Functional empty space: Counter-intuitively, empty areas serve important functions in guiding movement and preventing overcrowding. Design breathing room between conversation zones.

Visual landmarks: Provide clear reference points that help attendees navigate and remember where interesting conversations occurred. This supports follow-up connections and return visits to productive discussion areas.

Measuring Networking Success

Traditional event metrics - attendance, session completion, satisfaction scores - don't capture networking effectiveness. More relevant measurements include:

  • Conversation distribution: How evenly are attendees participating in discussions versus passively observing?
  • Cross-pollination rates: What percentage of connections form between people from different organizations, departments, or backgrounds?
  • Engagement duration: How long do attendees remain in active conversations versus quickly cycling through multiple brief interactions?
  • Follow-up activity: Do virtual networking sessions generate measurable post-event professional connections?
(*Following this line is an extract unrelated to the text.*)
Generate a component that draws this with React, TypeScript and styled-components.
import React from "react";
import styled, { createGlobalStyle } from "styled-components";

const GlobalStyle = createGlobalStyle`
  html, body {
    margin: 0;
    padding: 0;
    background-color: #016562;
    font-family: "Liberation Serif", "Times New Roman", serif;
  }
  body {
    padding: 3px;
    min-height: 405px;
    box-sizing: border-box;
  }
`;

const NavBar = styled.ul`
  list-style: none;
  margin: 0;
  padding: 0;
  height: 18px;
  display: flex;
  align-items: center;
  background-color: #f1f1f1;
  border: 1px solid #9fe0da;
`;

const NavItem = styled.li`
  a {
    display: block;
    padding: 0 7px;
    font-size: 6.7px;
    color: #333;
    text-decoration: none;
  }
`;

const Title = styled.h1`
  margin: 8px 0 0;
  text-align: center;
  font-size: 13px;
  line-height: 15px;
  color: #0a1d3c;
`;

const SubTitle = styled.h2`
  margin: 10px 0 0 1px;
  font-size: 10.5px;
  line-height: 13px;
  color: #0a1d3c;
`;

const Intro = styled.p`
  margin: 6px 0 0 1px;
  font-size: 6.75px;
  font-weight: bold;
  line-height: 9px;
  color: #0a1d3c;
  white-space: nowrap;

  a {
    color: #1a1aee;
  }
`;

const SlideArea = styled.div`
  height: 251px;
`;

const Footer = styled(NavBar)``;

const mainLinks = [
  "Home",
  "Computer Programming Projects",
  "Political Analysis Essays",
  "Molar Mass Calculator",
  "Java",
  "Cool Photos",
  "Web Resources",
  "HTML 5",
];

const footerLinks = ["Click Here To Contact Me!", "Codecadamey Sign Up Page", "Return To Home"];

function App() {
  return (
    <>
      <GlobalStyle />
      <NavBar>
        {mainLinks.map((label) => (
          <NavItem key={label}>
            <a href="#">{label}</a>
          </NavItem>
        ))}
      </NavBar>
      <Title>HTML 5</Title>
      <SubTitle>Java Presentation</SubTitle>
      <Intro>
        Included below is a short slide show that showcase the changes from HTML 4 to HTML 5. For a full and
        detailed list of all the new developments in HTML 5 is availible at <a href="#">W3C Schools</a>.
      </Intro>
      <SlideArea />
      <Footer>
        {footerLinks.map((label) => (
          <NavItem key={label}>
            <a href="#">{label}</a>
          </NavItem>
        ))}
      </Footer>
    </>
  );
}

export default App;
The most successful implementations treat spatial platforms as digital venues rather than software tools, applying event design principles from physical gatherings to virtual environments.

For organizations prioritizing attendee connections over broadcast reach, networking-first platforms represent a fundamental shift toward more human-centered virtual events. The technology finally supports the social dynamics that make professional gatherings valuable, rather than simply digitizing presentation workflows.